Given the vested interests in all sectors of the current for-profit system, neither capitalist party is interested in upsetting the highly profitable status quo, regardless of the consequences borne by the rest of us.

Actively linking organized labor with the existing popular movement is a step that has largely been lacking in Vermont. Though many unions have signed on to the Health Care Is a Human Right campaign, participation in the movement by rank-and-file union members remains fairly thin. This weakness can't be overcome overnight, but it will have to be if the movement is to have any real teeth going forward.

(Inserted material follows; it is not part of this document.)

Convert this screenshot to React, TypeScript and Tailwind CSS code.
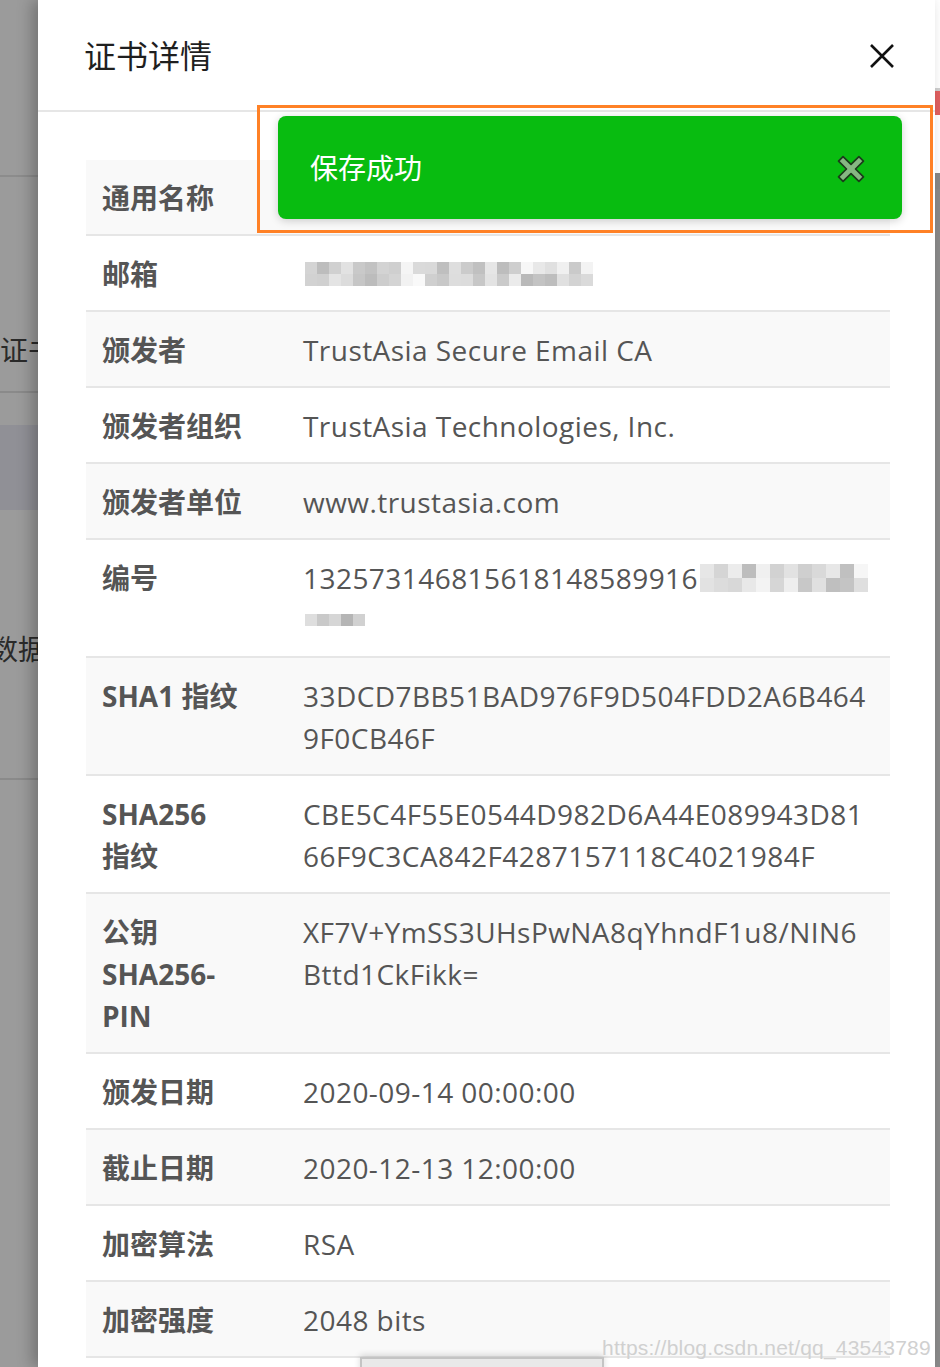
import React from "react";

type Row = { label: React.ReactNode; value: React.ReactNode };

const emailMosaic = [
  ["#d4d4d4", "#bdbdbd", "#d0d0d0", "#e2e2e2", "#c9c9c9", "#c2c2c2", "#d3d3d3", "#cfcfcf", "#f5f5f5", "#dadada", "#d9d9d9", "#bfbfbf", "#dedede", "#cbcbcb", "#c0c0c0", "#e6e6e6", "#bdbdbd", "#cecece", "#f7f7f7", "#e8e8e8", "#e0e0e0", "#f0f0f0", "#cacaca", "#f3f3f3"],
  ["#d2d2d2", "#d0d0d0", "#e4e4e4", "#dcdcdc", "#c6c6c6", "#bcbcbc", "#cdcdcd", "#d4d4d4", "#f2f2f2", "#f9f9f9", "#cfcfcf", "#c8c8c8", "#dddddd", "#dcdcdc", "#c7c7c7", "#e3e3e3", "#cacaca", "#ebebeb", "#b9b9b9", "#c3c3c3", "#bdbdbd", "#e0e0e0", "#d3d3d3", "#dadada"],
];

const serialMosaic = [
  ["#e6e6e6", "#d5d5d5", "#ececec", "#bdbdbd", "#f0f0f0", "#d2d2d2", "#e2e2e2", "#cfcfcf", "#d9d9d9", "#e7e7e7", "#c0c0c0", "#f6f6f6"],
  ["#e2e2e2", "#dcdcdc", "#d8d8d8", "#e8e8e8", "#f3f3f3", "#d6d6d6", "#eeeeee", "#c8c8c8", "#e0e0e0", "#bfbfbf", "#c4c4c4", "#dfdfdf"],
];

const serialMosaic2 = [["#dedede", "#c9c9c9", "#d6d6d6", "#b5b5b5", "#d1d1d1"]];

function Mosaic({ rows, size }: { rows: string[][]; size: number }) {
  return (
    <div className="flex flex-col">
      {rows.map((r, i) => (
        <div key={i} className="flex">
          {r.map((c, j) => (
            <div key={j} style={{ backgroundColor: c, width: size, height: size }} />
          ))}
        </div>
      ))}
    </div>
  );
}

const rows: Row[] = [
  { label: "通用名称", value: "" },
  {
    label: "邮箱",
    value: (
      <div className="h-[42px] flex items-center pl-[2px]">
        <Mosaic rows={emailMosaic} size={12} />
      </div>
    ),
  },
  { label: "颁发者", value: "TrustAsia Secure Email CA" },
  { label: "颁发者组织", value: "TrustAsia Technologies, Inc." },
  { label: "颁发者单位", value: "www.trustasia.com" },
  {
    label: "编号",
    value: (
      <>
        <div className="flex items-center whitespace-nowrap">
          <span>132573146815618148589916</span>
          <div className="ml-[2px]">
            <Mosaic rows={serialMosaic} size={14} />
          </div>
        </div>
        <div className="h-[42px] flex items-center pl-[2px]">
          <Mosaic rows={serialMosaic2} size={12} />
        </div>
      </>
    ),
  },
  {
    label: "SHA1 指纹",
    value: (
      <>
        <div>33DCD7BB51BAD976F9D504FDD2A6B464</div>
        <div>9F0CB46F</div>
      </>
    ),
  },
  {
    label: (
      <>
        <div>SHA256</div>
        <div>指纹</div>
      </>
    ),
    value: (
      <>
        <div>CBE5C4F55E0544D982D6A44E089943D81</div>
        <div>66F9C3CA842F4287157118C4021984F</div>
      </>
    ),
  },
  {
    label: (
      <>
        <div>公钥</div>
        <div>SHA256-</div>
        <div>PIN</div>
      </>
    ),
    value: (
      <>
        <div>XF7V+YmSS3UHsPwNA8qYhndF1u8/NIN6</div>
        <div>Bttd1CkFikk=</div>
      </>
    ),
  },
  { label: "颁发日期", value: "2020-09-14 00:00:00" },
  { label: "截止日期", value: "2020-12-13 12:00:00" },
  { label: "加密算法", value: "RSA" },
  { label: "加密强度", value: "2048 bits" },
];

export default function App() {
  return (
    <div className="w-[940px] h-[1367px] overflow-hidden flex bg-[#9b9b9b] font-['Open_Sans','Noto_Sans_CJK_SC',sans-serif]">
      {/* page behind the mask */}
      <div className="w-[38px] shrink-0 flex flex-col overflow-hidden text-[28px] text-[#2a2a2a]">
        <div className="h-[177px] border-b-2 border-[#8c8c8c]" />
        <div className="h-[216px] border-b-2 border-[#8a8a8a] flex items-end pb-[20px] whitespace-nowrap">
          证书
        </div>
        <div className="h-[32px]" />
        <div className="h-[85px] bg-[#909096]" />
        <div className="h-[270px] border-b-2 border-[#8a8a8a] flex items-start pt-[118px] whitespace-nowrap -ml-[10px]">
          数据
        </div>
      </div>

      {/* modal */}
      <div className="relative w-[897px] shrink-0 bg-white shadow-[-6px_0_14px_rgba(0,0,0,0.25)]">
        <div className="h-[112px] border-b-2 border-[#e6e6e6] pl-12 pr-[40px] flex items-center justify-between">
          <span className="text-[32px] text-[#1f1f1f] mt-[2px] -ml-[2px]">证书详情</span>
          <svg width="26" height="26" viewBox="0 0 26 26" className="mt-[2px]">
            <path d="M2 2 L24 24 M24 2 L2 24" stroke="#111" strokeWidth="2.6" fill="none" />
          </svg>
        </div>

        <div className="pl-12 pt-12 w-[852px]">
          {rows.map((r, i) => (
            <div
              key={i}
              className={`flex border-b-2 border-[#e6e6e6] text-[28px] leading-[42px] ${i % 2 === 0 ? "bg-[#f9f9f9]" : "bg-white"}`}
            >
              <div className="w-[201px] shrink-0 px-4 pt-[17px] pb-[15px] font-bold text-[#555]">{r.label}</div>
              <div className="flex-1 px-4 pt-[17px] pb-[15px] text-[#555] whitespace-nowrap tracking-[0.45px]">{r.value}</div>
            </div>
          ))}
        </div>

        {/* annotation frame */}
        <div className="absolute left-[219px] top-[105px] w-[676px] h-[128px] border-[3px] border-[#ff8126]" />

        {/* toast */}
        <div className="absolute left-[240px] top-[116px] w-[624px] h-[103px] rounded-lg bg-[#08bc10] shadow-[0_2px_8px_rgba(0,0,0,0.18)] flex items-center justify-between pl-8 pr-[34px]">
          <span className="text-[28px] text-white">保存成功</span>
          <svg width="34" height="34" viewBox="0 0 30 30" className="mt-[2px]">
            <path
              d="M4 8 L8 4 L15 11 L22 4 L26 8 L19 15 L26 22 L22 26 L15 19 L8 26 L4 22 L11 15 Z"
              fill="#86b783"
              stroke="#1c3a1c"
              strokeWidth="1.5"
              strokeLinejoin="round"
            />
          </svg>
        </div>

        {/* button peeking at the bottom */}
        <div className="absolute left-[322px] top-[1357px] w-[244px] h-[20px] bg-[#e9e9e9] border-2 border-[#c4c4c4] shadow-[0_-2px_6px_rgba(0,0,0,0.15)]" />

        {/* watermark */}
        <div className="absolute left-[564px] top-[1335px] text-[21px] leading-[26px] text-[#d0d0d0] font-['Liberation_Sans',sans-serif] tracking-[0.2px] whitespace-nowrap">
          https://blog.csdn.net/qq_43543789
        </div>
      </div>

      {/* right edge */}
      <div className="flex-1 flex flex-col">
        <div className="h-[88px] bg-white" />
        <div className="h-[3px] bg-[#cfcfcf]" />
        <div className="h-[24px] bg-[#e06060]" />
        <div className="h-[58px] bg-white" />
        <div className="h-[16px] bg-[#888]" />
        <div className="flex-1 bg-[#8a8a8a]" />
      </div>
    </div>
  );
}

One potential arena for building a stronger working-class base for the movement will be union contract fights looming in the coming months. The Affordable Care Act and Shumlin's abandonment of reform have emboldened employers to go after the so-called "Cadillac plans" won by teachers, nurses, professors, state workers and others. Building real solidarity throughout the movement to preserve these fairly comprehensive, reasonably affordable coverage plans will be key to strengthening the movement as a whole.

In addition, we need to build a strong core of social justice activists within our unions to win broader layers to participation in the movement for universal coverage. Such a rank-and-file union base, organized through a labor for single-payer network, could play a key role in forcing concessions from business and winning reform. It would give the movement a social weight and power that a strategy of lobbying and rallies lacks.

Finally, a labor-based network can and must connect with the national single-payer movement--providing a means for pressuring the national government to enable rather than undermine reform efforts in Vermont. Additionally, the Affordable Care Act has demonstrated that a national system dominated by the for-profit insurance industry is a barrier to providing access to affordable, quality health care for all. If we want to win an equitable system in Vermont, we must seek to transform the national system simultaneously.